One of the neat things about the apartment complex we live in is that we can get a garden plot to grow stuff.  We’ve had a fairly unsuccessful crop, because at a critical period in our garden’s life I had to go away for a week for work, and I took the family.  The garden was neglected and the weeds suffocated all that we had.

Undeterred, we got new seeds and laid out a second crop.  Almost none of the new plants grew, but we got a sturdy group of broccoli plants–about 7 or so–that were growing nicely.  (We also have a watermelon growing in the back, but don’t tell anyone!)

We went out today, and all of the good broccoli are gone.  There is one broken plant left, and one that is pretty wimpy.  The others aren’t all of a sudden dead, but completely vanished, without a trace they were even in the garden.

I’m so disappointed.  And angry at the jerks who’ll steal the only good looking plant from a garden–I mean, seriously–the rest of our plot looks pretty pathetic.

Baby Dreams

I don’t remember if this was the case the first time around, but ever since I got pregnant I’ve been having really vivid dreams.

Some recurring themes:

1.  (The most horrible)  I went through a spell for a few weeks where I’d dream every night that Oliver died.  Every night it was different, but ended the same.  One night I dreamed that Oliver choked on something, and by the time I started doing the Heimlich, he’d gone limp in my arms, and I was calling 911 and trying to do CPR, but he was gone.  Another time he drowned in the swimming pool.  Every night he’d die in a new, creative way, and he’d die while I was holding him, futilely trying to save him.
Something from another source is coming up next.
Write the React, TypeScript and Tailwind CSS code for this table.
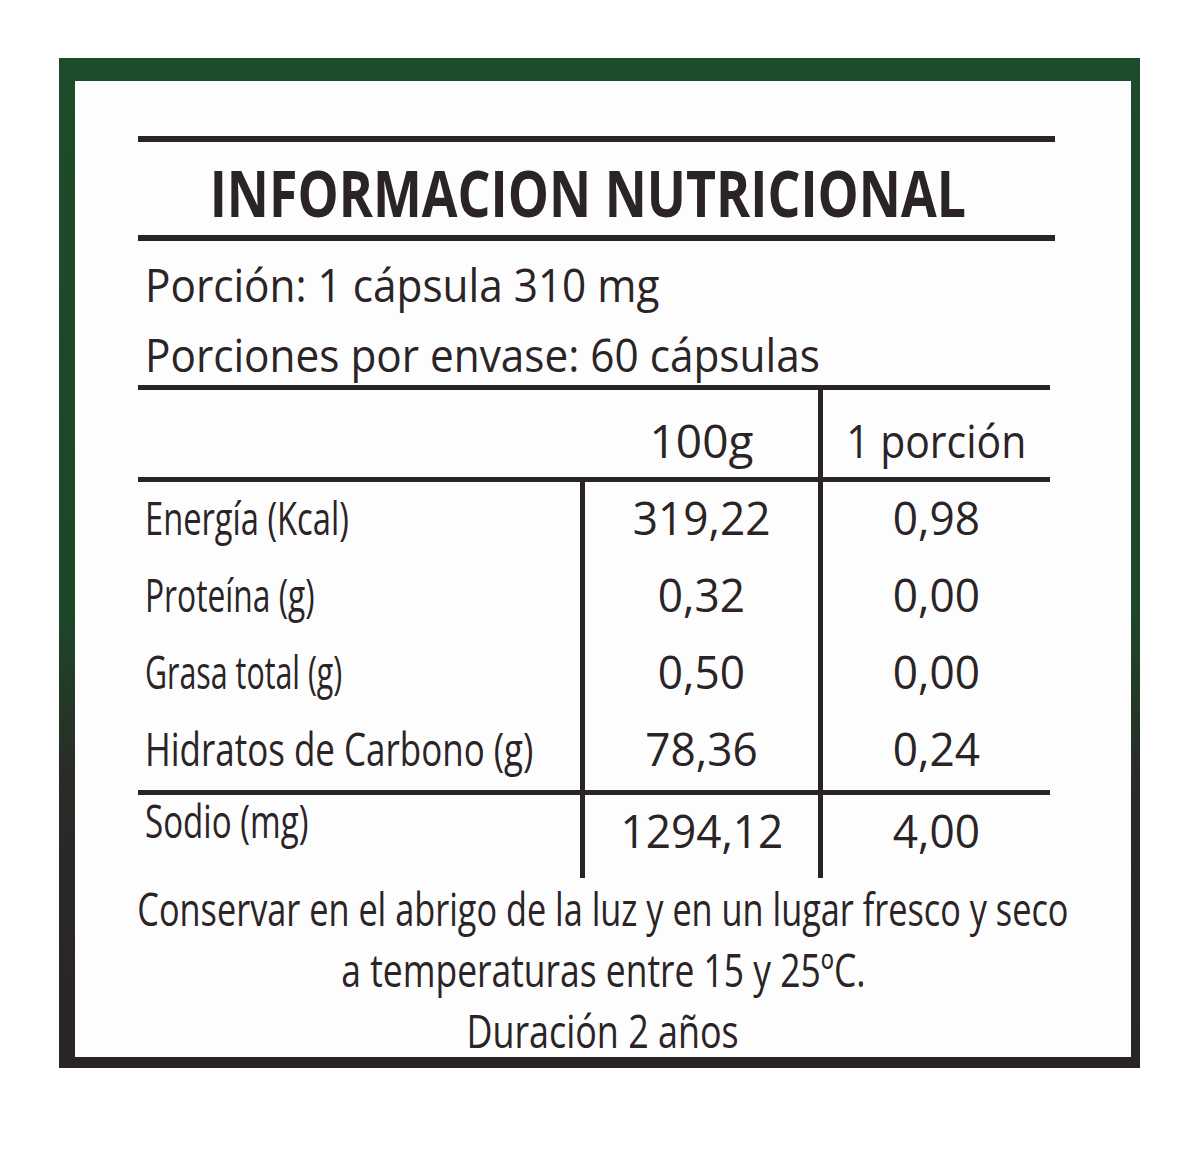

2.  Bugs.  This has been on and off.  I keep dreaming that I see a bug–a ginormous spider floating down from the ceiling, something huge and gross on my pillow… it’s never clear because I am 100% certain that I’m awake at the time, and it’s dark in our room.  So every time, I wake up Conner and make him look for the bug, while he tells me it was just a dream and I threaten to make HIM just a dream if he keeps making light of the huge bug that’s clearly going to menace me.

Tonight I actually saw a bug on the floor, so I’m sure I’ll have a bug dream tonight…. hopefully it will just be a dream and not the actual bug up in my bed.